В свои 84 года Мария Миронова держит руку на пульсе времени: постоянно царит на всех заседаниях и встречах Дома актера, ее портретами и статьями усеяны все газеты, ее приглашают в Кремль на встречи с интеллигенцией… А в Доме актера – беда! Дом на Арбате дали, а потом отобрали. И вот стоит она, маленькая 84-летняя женщина на территории Кремля и видит – поодаль возвышается Ельцин, окруженный «девяткой». Она тихонько подошла к этой группе, сложила две ручки лодочкой и нырнула прямо к Ельцину. Стоит с ним рядом – ростом ему по карман – и говорит:
– Как же это так, Борис Николаевич? Сначала дали нам дом, а потом отняли. Не по-людски это.
Через некоторое время она сидела в приемной президента до глубокой ночи, чтобы удостовериться, что он подписал бумагу о передаче дома на Арбате во владение Дома актера.
Звонит Тонька:
– Малюсенькая моя, – говорит она мне, – завтра в Доме актера вечер памяти Ледечки Утесова. Что-то я боюсь идти. Машенька мне подвох готовит, чувствую я это: у меня наметан не глаз, а сердце.
На следующий день ночью раздается звонок. Тонька ревет в трубку:
– Ой, сказать мне не дали, посадили в угол, ленточку не пустили разрезать, унизили! А Машенька из микрофона дышала ядом, сладострастно смаковала, как он ее провожал… Ледечка, не тонко намекая, что и не только провожал… – Бросила трубку, потом опять позвонила, рыдая: – Мне с ней так трудно, она все время голосом прокурора спрашивает, что я делаю. А я лифчик стираю и трусы!!! Танечка, и Изабелка Юрьева – хоть ей и 98 лет, она в уме – меня против Машеньки поддерживает!
Так оборвались отношения Машеньки и Тоньки, которая написала мемуары о Ледечке, чем и вызвала раздражение у властной Марии Владимировны.
В один год они обе покинут этот мир. Вечером в канун 1997 года я принесла Марье от Тоньки подарок – книгу об Утесове, которая только что вышла, с надписью… Это была не надпись – эпиталама Машеньке. Марья прочла, разволновалась, схватила телефонную трубку:
– Тонька, это я, Маша…
Они поговорили тепло и сердечно – примирились, а 20 февраля 1997 года Машенька пошлет на похороны Антонины Сергеевны знатный букет белых цветов в знак любви и прощания.
Летом я достраивала свой дом, и Марья, участвуя в моей жизни, с оказией прислала мне письмо и посылку. «Танюша, милая моя. Спасибо за хорошие письма и за хорошее отношение к старикам. Я очень скучаю. Мне не хватает ваших „потусторонних“ разговоров.
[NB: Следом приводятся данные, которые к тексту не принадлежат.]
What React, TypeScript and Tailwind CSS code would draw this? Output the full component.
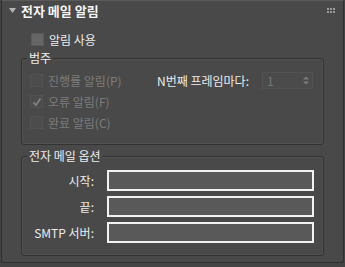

Без вас я не знаю, в какой я „фазе“, а когда не знаешь точно „фазу“, то и крыша едет не туда куда надо. Я не жалуюсь, но все-таки все обстоит не так как надо. Дом актера уходит в отпуск, и я остаюсь совсем одна. Это, как вы понимаете, трудно. Сейчас посылаю вам посылочку. Сидит Женя и ждет, когда я напишу, а писать я ужасно не люблю. Наверное, потому, что не умею. Я рада, что вы живете в красоте. У меня на даче красоты нет. Недавно ограбили еще три дачи, в том числе и Гилельса, у него насрали на столе слоеным пирогом с прокладками газетой. Кроме того, разбили все окна и выбили дверь. Вот такие дела, мой ангел. Целую вас. Ваша бабушка Маша».
Я построила дом, баню, сложила русскую печку в доме, привезла осенью Марье фотографии. Она долго разглядывала их.
– Еще хочу сад заложить.
– Замыслы Наполеона, а свод печника Ермилы, – иронично ответила она мне. Потом помолчала и сказала: – Я бы так не смогла, дом и все остальное… Вы ведь совсем одна.
– Не могу жить в городе, – говорю я ей, – порчусь.
– А я не порчусь, ведь я неподнятая целина.
Пьем чай, угощает печеньем.
– А вы живите у меня на даче, что вам скитаться, вы же все равно сдаете квартиру. И вам хорошо, и мне спокойно.
Пока думаю, ем печенье:
– Что в нем такое, что мне напоминает? Что это за вкус? – интересуюсь я.
– Да что вы все время под юбку заглядываете? – кричит она.
Смотрю на нее – мужественная маленькая женщина, носик загнулся, а я знаю эту примету. И цвет лица – не тот! Не тот! И ворочаются булыжники в горле. Сидим, учим с ней роль изо всех последних ее сил – чтобы быть на плаву, чтобы не дать себя жалеть, чтобы еще и еще раз выходить на сцену.
Отдыхаем от разучивания роли, говорим о политике. Я на все ее проклятия:
– Ой, Мария Владимировна, политика – дело тонкое.